* _COLLECTED MATERIAL_:

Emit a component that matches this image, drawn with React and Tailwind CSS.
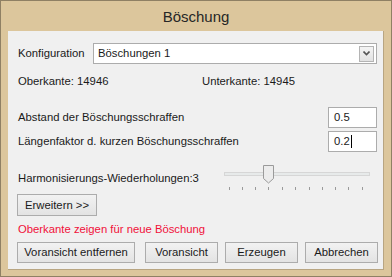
import React from 'react';

const Btn = ({ children, className = '' }) => (
  <div
    className={`h-[21px] flex items-center justify-center border border-[#acacac] bg-gradient-to-b from-[#f2f2f2] to-[#e3e3e3] text-[#1a1a1a] ${className}`}
  >
    {children}
  </div>
);

const ticks = [229, 242, 255, 268, 282, 295, 309, 322, 335, 348, 362];

export default function App() {
  return (
    <div className="w-[392px] h-[277px] bg-[#dcc69c] border border-[#8f8064] flex flex-col font-['Liberation_Sans',Arial,sans-serif] text-[11.3px] leading-[15px] text-[#1a1a1a]">
      <div className="h-[30px] flex items-center justify-center text-[15px] text-[#262626]">Böschung</div>

      <div className="mx-[7px] mb-[6px] flex-1 bg-[#f0f0f0] border-r border-b border-[#b8a582] flex flex-col">
        {/* Konfiguration */}
        <div className="mt-[12px] flex items-center h-[21px]">
          <span className="pl-[10px] w-[85px]">Konfiguration</span>
          <div className="w-[284px] h-[21px] bg-white border border-[#acacac] flex items-center justify-between pl-[4px] pr-[2px]">
            <span>Böschungen 1</span>
            <div className="w-[15px] h-[16px] border border-[#b4b4b4] bg-gradient-to-b from-[#f4f4f4] to-[#e2e2e2] flex items-center justify-center">
              <svg width="7" height="5" viewBox="0 0 7 5">
                <path d="M0.5 0.5 L3.5 3.5 L6.5 0.5" stroke="#555" strokeWidth="1.6" fill="none" />
              </svg>
            </div>
          </div>
        </div>

        {/* Ober / Unterkante */}
        <div className="mt-[10px] flex h-[15px]">
          <span className="pl-[10px] w-[194px]">Oberkante: 14946</span>
          <span>Unterkante: 14945</span>
        </div>

        {/* Abstand */}
        <div className="mt-[18px] flex items-center justify-between h-[21px] pr-[6px]">
          <span className="pl-[10px]">Abstand der Böschungsschraffen</span>
          <div className="w-[49px] h-[21px] bg-white border border-[#acacac] flex items-center pl-[5px]">0.5</div>
        </div>

        {/* Längenfaktor */}
        <div className="mt-[3px] flex items-center justify-between h-[21px] pr-[6px]">
          <span className="pl-[10px]">Längenfaktor d. kurzen Böschungsschraffen</span>
          <div className="w-[49px] h-[21px] bg-white border border-[#acacac] flex items-center pl-[5px]">
            0.2<span className="w-[1px] h-[13px] bg-black ml-[1px]" />
          </div>
        </div>

        {/* Slider */}
        <div className="mt-[13px] flex h-[26px]">
          <span className="pl-[10px] w-[216px] pt-[6px]">Harmonisierungs-Wiederholungen:3</span>
          <div className="relative w-[146px] h-[26px]">
            <div className="absolute left-0 right-0 top-[7px] h-[4px] bg-[#e7eaea] border border-[#d6d6d6]" />
            <svg className="absolute left-[39px] top-0" width="12" height="19" viewBox="0 0 12 19">
              <path d="M0.5 0.5 H10.5 V13.5 L5.5 18 L0.5 13.5 Z" fill="#ececec" stroke="#9a9a9a" />
            </svg>
            {ticks.map((t) => (
              <div key={t} className="absolute top-[22px] w-[1px] h-[3px] bg-[#9a9a9a]" style={{ left: t - 224 }} />
            ))}
          </div>
        </div>

        {/* Erweitern */}
        <div className="mt-[3px] pl-[9px]">
          <Btn className="w-[80px] h-[22px]">Erweitern &gt;&gt;</Btn>
        </div>

        <div className="mt-[6px] pl-[10px] h-[15px] text-[#f0103a]">Oberkante zeigen für neue Böschung</div>

        <div className="mt-[5px] pl-[9px] flex">
          <Btn className="w-[118px]">Voransicht entfernen</Btn>
          <Btn className="w-[73px] ml-[10px]">Voransicht</Btn>
          <Btn className="w-[73px] ml-[7px]">Erzeugen</Btn>
          <Btn className="w-[73px] ml-[7px]">Abbrechen</Btn>
        </div>
      </div>
    </div>
  );
}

* _WHAT TO WORK ON_:
Leave out the pictures, then repeat the listing above exactly from its first line to the line with "items-center justify-center text-[15px]", inclusive.

* _CORRECT ANSWER_:
Emit a component that matches this image, drawn with React and Tailwind CSS.
import React from 'react';

const Btn = ({ children, className = '' }) => (
  <div
    className={`h-[21px] flex items-center justify-center border border-[#acacac] bg-gradient-to-b from-[#f2f2f2] to-[#e3e3e3] text-[#1a1a1a] ${className}`}
  >
    {children}
  </div>
);

const ticks = [229, 242, 255, 268, 282, 295, 309, 322, 335, 348, 362];

export default function App() {
  return (
    <div className="w-[392px] h-[277px] bg-[#dcc69c] border border-[#8f8064] flex flex-col font-['Liberation_Sans',Arial,sans-serif] text-[11.3px] leading-[15px] text-[#1a1a1a]">
      <div className="h-[30px] flex items-center justify-center text-[15px] text-[#262626]">Böschung</div>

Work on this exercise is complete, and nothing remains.